== Task to carry out ==
Reproduce the listing below without changes, except that pictures are left out.

* * * * * * *

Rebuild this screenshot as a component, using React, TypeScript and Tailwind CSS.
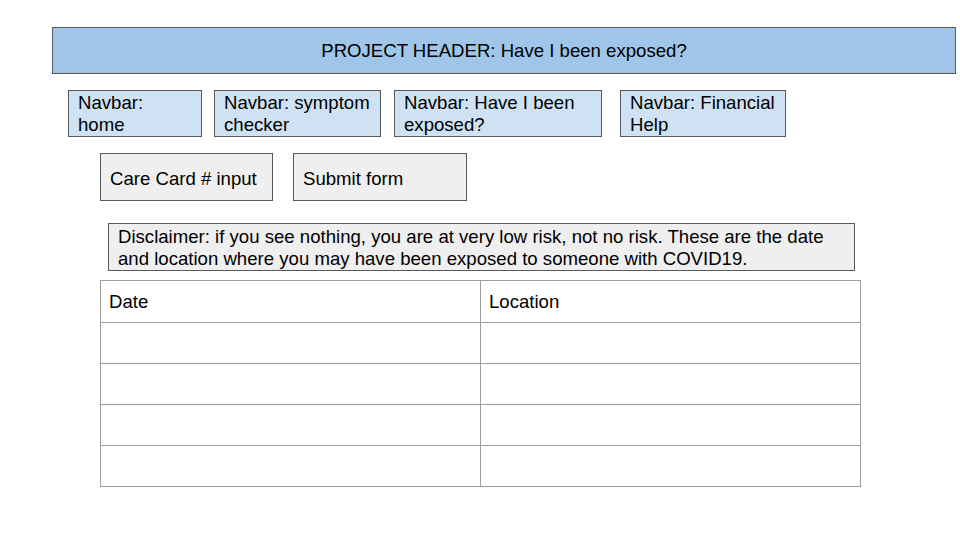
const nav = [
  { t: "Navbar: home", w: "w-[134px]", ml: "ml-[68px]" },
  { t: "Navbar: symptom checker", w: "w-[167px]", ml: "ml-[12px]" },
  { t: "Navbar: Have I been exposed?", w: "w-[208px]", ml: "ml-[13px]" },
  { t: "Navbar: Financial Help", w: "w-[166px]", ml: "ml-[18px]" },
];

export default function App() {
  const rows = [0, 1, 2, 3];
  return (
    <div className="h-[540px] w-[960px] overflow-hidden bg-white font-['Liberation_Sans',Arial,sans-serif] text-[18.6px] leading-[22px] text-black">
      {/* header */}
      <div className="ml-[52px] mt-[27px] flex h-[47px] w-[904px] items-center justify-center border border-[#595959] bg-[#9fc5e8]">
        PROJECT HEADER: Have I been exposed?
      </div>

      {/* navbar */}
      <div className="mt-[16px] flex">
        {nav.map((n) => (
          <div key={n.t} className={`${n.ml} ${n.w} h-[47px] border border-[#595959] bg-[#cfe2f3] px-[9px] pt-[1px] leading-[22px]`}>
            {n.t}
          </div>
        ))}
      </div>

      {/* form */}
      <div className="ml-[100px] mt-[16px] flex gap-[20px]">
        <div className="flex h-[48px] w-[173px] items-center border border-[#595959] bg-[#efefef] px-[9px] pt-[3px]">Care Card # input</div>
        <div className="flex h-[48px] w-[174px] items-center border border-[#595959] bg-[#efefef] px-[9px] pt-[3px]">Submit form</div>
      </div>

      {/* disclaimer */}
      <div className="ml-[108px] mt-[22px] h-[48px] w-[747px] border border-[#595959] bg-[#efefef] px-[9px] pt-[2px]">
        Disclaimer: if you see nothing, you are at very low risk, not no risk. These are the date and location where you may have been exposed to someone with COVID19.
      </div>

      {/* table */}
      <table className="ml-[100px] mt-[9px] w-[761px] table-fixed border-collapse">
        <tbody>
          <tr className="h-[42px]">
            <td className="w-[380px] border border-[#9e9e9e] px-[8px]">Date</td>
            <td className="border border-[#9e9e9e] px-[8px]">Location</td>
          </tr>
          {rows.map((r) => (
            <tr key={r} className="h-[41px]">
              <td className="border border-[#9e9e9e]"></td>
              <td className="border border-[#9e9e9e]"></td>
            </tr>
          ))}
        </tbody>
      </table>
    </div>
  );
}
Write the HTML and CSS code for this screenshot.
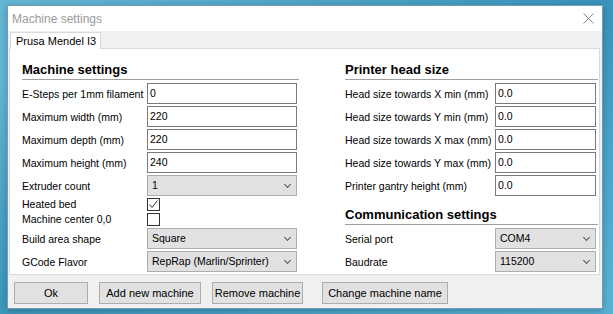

* * * * * * *

== Correct result ==
Rebuild this screenshot as a component, using React, TypeScript and Tailwind CSS.
const nav = [
  { t: "Navbar: home", w: "w-[134px]", ml: "ml-[68px]" },
  { t: "Navbar: symptom checker", w: "w-[167px]", ml: "ml-[12px]" },
  { t: "Navbar: Have I been exposed?", w: "w-[208px]", ml: "ml-[13px]" },
  { t: "Navbar: Financial Help", w: "w-[166px]", ml: "ml-[18px]" },
];

export default function App() {
  const rows = [0, 1, 2, 3];
  return (
    <div className="h-[540px] w-[960px] overflow-hidden bg-white font-['Liberation_Sans',Arial,sans-serif] text-[18.6px] leading-[22px] text-black">
      {/* header */}
      <div className="ml-[52px] mt-[27px] flex h-[47px] w-[904px] items-center justify-center border border-[#595959] bg-[#9fc5e8]">
        PROJECT HEADER: Have I been exposed?
      </div>

      {/* navbar */}
      <div className="mt-[16px] flex">
        {nav.map((n) => (
          <div key={n.t} className={`${n.ml} ${n.w} h-[47px] border border-[#595959] bg-[#cfe2f3] px-[9px] pt-[1px] leading-[22px]`}>
            {n.t}
          </div>
        ))}
      </div>

      {/* form */}
      <div className="ml-[100px] mt-[16px] flex gap-[20px]">
        <div className="flex h-[48px] w-[173px] items-center border border-[#595959] bg-[#efefef] px-[9px] pt-[3px]">Care Card # input</div>
        <div className="flex h-[48px] w-[174px] items-center border border-[#595959] bg-[#efefef] px-[9px] pt-[3px]">Submit form</div>
      </div>

      {/* disclaimer */}
      <div className="ml-[108px] mt-[22px] h-[48px] w-[747px] border border-[#595959] bg-[#efefef] px-[9px] pt-[2px]">
        Disclaimer: if you see nothing, you are at very low risk, not no risk. These are the date and location where you may have been exposed to someone with COVID19.
      </div>

      {/* table */}
      <table className="ml-[100px] mt-[9px] w-[761px] table-fixed border-collapse">
        <tbody>
          <tr className="h-[42px]">
            <td className="w-[380px] border border-[#9e9e9e] px-[8px]">Date</td>
            <td className="border border-[#9e9e9e] px-[8px]">Location</td>
          </tr>
          {rows.map((r) => (
            <tr key={r} className="h-[41px]">
              <td className="border border-[#9e9e9e]"></td>
              <td className="border border-[#9e9e9e]"></td>
            </tr>
          ))}
        </tbody>
      </table>
    </div>
  );
}
Write the HTML and CSS code for this screenshot.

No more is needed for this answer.